*** Stored records
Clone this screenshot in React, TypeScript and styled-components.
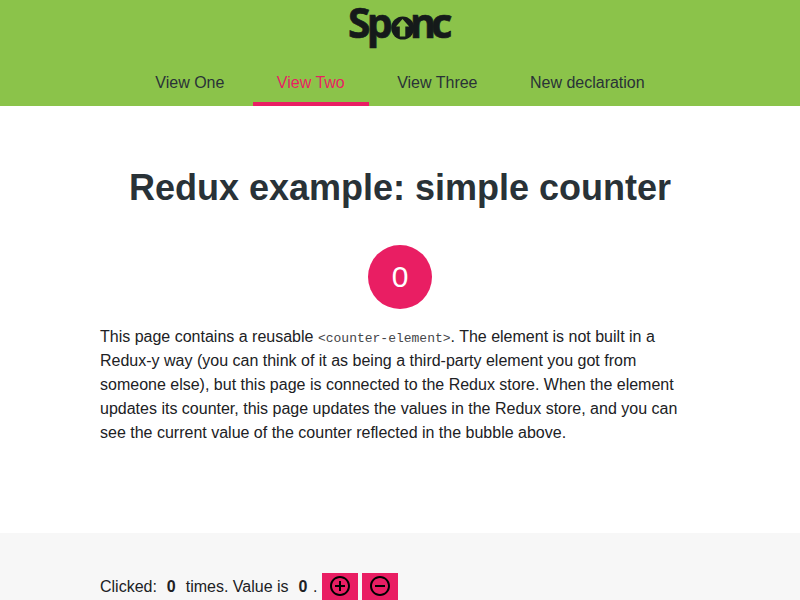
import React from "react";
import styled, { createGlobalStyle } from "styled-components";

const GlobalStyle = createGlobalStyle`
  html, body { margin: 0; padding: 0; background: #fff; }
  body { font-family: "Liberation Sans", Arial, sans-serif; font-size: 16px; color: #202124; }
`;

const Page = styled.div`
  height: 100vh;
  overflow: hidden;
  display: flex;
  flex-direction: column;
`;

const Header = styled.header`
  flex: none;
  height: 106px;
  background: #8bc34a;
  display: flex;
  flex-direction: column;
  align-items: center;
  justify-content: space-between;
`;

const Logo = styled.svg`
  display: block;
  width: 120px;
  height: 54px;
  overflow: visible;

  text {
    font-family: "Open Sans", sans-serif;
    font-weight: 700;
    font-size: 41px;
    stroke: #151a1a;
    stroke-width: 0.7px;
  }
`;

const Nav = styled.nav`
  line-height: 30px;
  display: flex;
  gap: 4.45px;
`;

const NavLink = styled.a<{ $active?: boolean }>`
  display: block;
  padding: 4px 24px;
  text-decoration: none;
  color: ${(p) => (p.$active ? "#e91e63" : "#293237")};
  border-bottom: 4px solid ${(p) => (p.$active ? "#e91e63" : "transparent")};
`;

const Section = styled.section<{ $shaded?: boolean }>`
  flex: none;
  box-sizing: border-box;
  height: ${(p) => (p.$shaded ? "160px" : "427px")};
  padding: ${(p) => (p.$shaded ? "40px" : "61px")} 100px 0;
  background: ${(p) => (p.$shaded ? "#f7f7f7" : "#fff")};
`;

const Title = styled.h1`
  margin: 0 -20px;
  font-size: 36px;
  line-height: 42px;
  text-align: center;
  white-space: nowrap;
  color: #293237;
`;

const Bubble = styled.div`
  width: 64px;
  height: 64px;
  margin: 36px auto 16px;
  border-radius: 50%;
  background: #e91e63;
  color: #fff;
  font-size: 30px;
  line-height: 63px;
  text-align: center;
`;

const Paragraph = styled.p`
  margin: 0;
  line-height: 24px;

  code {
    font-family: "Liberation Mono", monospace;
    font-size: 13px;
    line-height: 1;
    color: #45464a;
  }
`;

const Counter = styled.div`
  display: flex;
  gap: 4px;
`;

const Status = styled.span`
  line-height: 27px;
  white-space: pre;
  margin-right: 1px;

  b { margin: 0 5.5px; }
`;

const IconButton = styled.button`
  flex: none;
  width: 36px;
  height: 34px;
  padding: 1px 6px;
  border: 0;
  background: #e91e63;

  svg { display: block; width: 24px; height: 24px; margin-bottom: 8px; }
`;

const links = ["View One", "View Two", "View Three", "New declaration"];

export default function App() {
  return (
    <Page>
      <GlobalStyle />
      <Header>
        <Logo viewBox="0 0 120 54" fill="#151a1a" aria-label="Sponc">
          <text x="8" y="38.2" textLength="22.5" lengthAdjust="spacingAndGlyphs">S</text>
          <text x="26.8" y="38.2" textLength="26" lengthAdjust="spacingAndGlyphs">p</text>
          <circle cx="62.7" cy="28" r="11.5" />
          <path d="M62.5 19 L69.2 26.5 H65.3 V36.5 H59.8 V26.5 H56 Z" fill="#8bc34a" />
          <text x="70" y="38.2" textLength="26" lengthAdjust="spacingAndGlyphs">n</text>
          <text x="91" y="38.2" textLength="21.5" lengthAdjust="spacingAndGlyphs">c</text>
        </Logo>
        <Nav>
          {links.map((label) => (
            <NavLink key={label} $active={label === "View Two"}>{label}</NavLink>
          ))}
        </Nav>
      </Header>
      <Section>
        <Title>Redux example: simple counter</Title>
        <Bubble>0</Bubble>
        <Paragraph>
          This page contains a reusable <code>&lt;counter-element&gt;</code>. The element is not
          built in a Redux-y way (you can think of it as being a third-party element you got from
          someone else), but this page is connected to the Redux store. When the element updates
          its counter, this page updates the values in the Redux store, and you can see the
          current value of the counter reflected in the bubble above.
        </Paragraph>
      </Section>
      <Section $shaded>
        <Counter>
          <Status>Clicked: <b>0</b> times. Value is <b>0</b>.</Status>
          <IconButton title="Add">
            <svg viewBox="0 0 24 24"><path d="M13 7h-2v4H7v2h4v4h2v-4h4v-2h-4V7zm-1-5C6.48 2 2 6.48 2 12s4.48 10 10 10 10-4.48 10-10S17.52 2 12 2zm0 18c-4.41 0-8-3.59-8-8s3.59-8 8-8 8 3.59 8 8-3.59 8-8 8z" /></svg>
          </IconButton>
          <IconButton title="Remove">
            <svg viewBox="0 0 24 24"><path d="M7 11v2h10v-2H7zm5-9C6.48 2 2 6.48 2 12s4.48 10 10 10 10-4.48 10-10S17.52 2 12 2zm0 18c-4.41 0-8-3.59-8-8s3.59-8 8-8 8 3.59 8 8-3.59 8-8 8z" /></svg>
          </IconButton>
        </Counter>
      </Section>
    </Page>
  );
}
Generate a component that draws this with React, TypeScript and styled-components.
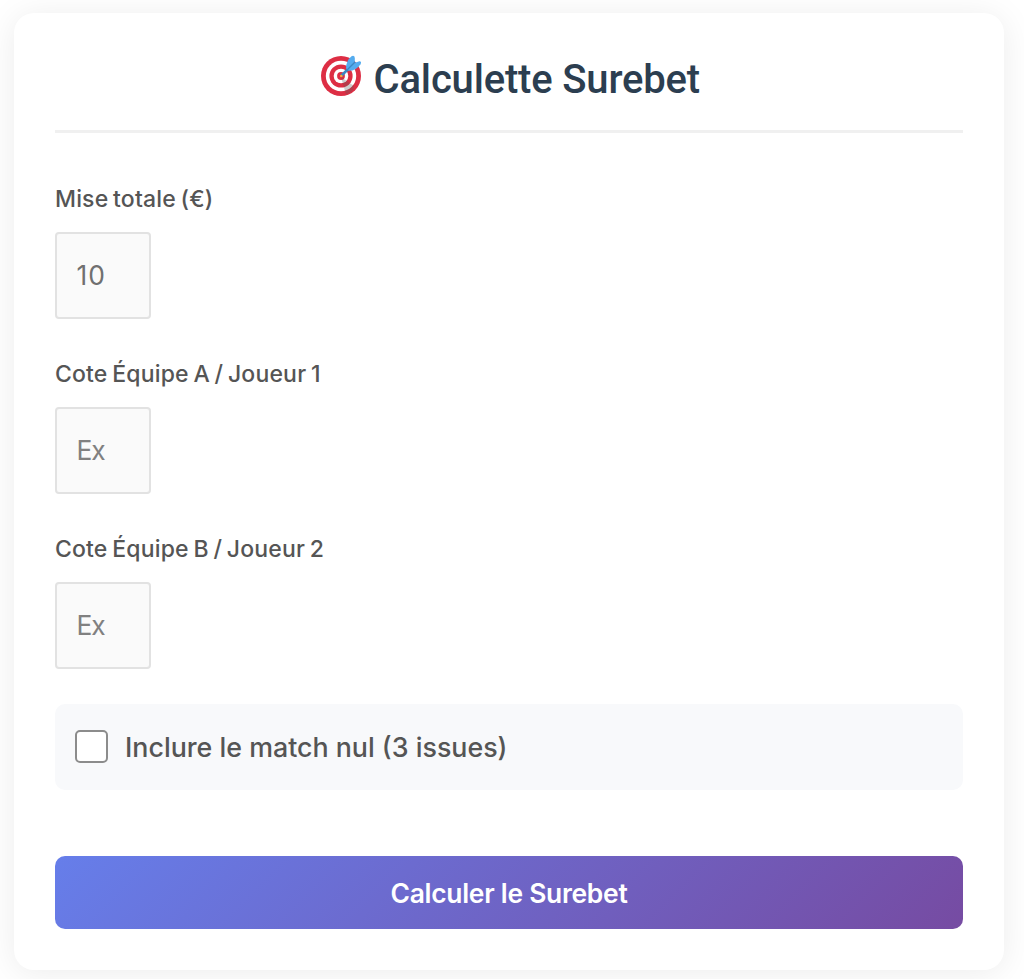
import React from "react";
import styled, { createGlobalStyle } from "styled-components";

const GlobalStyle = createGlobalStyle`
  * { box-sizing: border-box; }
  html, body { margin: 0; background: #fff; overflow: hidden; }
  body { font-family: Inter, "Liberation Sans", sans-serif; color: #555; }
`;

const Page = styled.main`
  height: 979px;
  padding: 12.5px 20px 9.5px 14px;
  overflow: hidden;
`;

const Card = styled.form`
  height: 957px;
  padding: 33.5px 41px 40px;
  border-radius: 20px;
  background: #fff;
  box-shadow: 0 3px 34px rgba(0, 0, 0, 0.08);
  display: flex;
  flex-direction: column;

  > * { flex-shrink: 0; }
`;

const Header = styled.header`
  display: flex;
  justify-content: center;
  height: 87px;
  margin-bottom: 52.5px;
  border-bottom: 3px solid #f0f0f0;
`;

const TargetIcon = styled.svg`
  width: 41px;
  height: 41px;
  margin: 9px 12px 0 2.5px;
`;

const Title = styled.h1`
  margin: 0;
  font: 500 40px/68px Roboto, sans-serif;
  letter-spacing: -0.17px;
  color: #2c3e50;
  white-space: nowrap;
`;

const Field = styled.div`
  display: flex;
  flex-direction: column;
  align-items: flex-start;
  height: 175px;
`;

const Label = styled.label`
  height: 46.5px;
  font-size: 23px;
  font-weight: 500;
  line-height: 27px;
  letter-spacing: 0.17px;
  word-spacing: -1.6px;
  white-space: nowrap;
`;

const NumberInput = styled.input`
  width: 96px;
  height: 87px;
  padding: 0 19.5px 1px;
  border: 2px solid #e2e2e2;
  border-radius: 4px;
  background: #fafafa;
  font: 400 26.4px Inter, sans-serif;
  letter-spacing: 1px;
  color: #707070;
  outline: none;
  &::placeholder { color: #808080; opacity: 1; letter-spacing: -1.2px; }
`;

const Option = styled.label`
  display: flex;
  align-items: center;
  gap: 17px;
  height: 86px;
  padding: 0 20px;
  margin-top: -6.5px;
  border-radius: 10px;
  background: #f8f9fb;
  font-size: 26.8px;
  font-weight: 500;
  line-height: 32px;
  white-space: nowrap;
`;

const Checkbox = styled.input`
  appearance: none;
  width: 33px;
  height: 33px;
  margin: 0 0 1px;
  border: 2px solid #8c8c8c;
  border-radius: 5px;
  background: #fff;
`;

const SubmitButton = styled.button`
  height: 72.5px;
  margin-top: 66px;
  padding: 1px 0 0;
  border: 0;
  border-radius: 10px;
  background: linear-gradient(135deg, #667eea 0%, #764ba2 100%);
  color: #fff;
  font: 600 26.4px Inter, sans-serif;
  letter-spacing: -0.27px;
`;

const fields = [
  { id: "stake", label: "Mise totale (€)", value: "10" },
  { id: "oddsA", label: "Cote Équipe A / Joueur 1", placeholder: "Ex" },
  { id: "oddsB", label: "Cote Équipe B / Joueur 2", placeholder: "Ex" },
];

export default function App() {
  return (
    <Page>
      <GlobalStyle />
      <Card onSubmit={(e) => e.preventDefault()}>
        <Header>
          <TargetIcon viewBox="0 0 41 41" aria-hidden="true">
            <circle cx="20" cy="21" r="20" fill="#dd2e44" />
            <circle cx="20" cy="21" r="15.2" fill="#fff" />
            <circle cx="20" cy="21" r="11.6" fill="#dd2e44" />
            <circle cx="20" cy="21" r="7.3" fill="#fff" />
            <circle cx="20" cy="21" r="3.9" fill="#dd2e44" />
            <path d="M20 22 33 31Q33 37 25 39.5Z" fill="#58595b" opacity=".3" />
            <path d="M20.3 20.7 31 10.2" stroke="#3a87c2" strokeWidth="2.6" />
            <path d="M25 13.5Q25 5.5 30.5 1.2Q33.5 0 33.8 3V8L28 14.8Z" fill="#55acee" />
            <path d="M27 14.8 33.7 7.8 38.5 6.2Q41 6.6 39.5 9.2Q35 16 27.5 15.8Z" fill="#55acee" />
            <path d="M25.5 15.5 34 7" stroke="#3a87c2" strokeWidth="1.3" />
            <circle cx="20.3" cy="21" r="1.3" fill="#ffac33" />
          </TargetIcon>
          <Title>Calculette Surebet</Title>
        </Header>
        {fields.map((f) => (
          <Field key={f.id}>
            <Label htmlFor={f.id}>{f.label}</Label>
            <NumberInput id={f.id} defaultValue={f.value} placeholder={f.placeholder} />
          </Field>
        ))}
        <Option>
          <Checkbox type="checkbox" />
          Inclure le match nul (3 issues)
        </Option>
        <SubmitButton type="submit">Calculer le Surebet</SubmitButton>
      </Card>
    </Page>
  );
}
******
→ **Task directions**
Restate only the lines running from the start of the material above through the line containing "overflow: visible;", ends included. No pictures.

→ **Solution**
Clone this screenshot in React, TypeScript and styled-components.
import React from "react";
import styled, { createGlobalStyle } from "styled-components";

const GlobalStyle = createGlobalStyle`
  html, body { margin: 0; padding: 0; background: #fff; }
  body { font-family: "Liberation Sans", Arial, sans-serif; font-size: 16px; color: #202124; }
`;

const Page = styled.div`
  height: 100vh;
  overflow: hidden;
  display: flex;
  flex-direction: column;
`;

const Header = styled.header`
  flex: none;
  height: 106px;
  background: #8bc34a;
  display: flex;
  flex-direction: column;
  align-items: center;
  justify-content: space-between;
`;

const Logo = styled.svg`
  display: block;
  width: 120px;
  height: 54px;
  overflow: visible;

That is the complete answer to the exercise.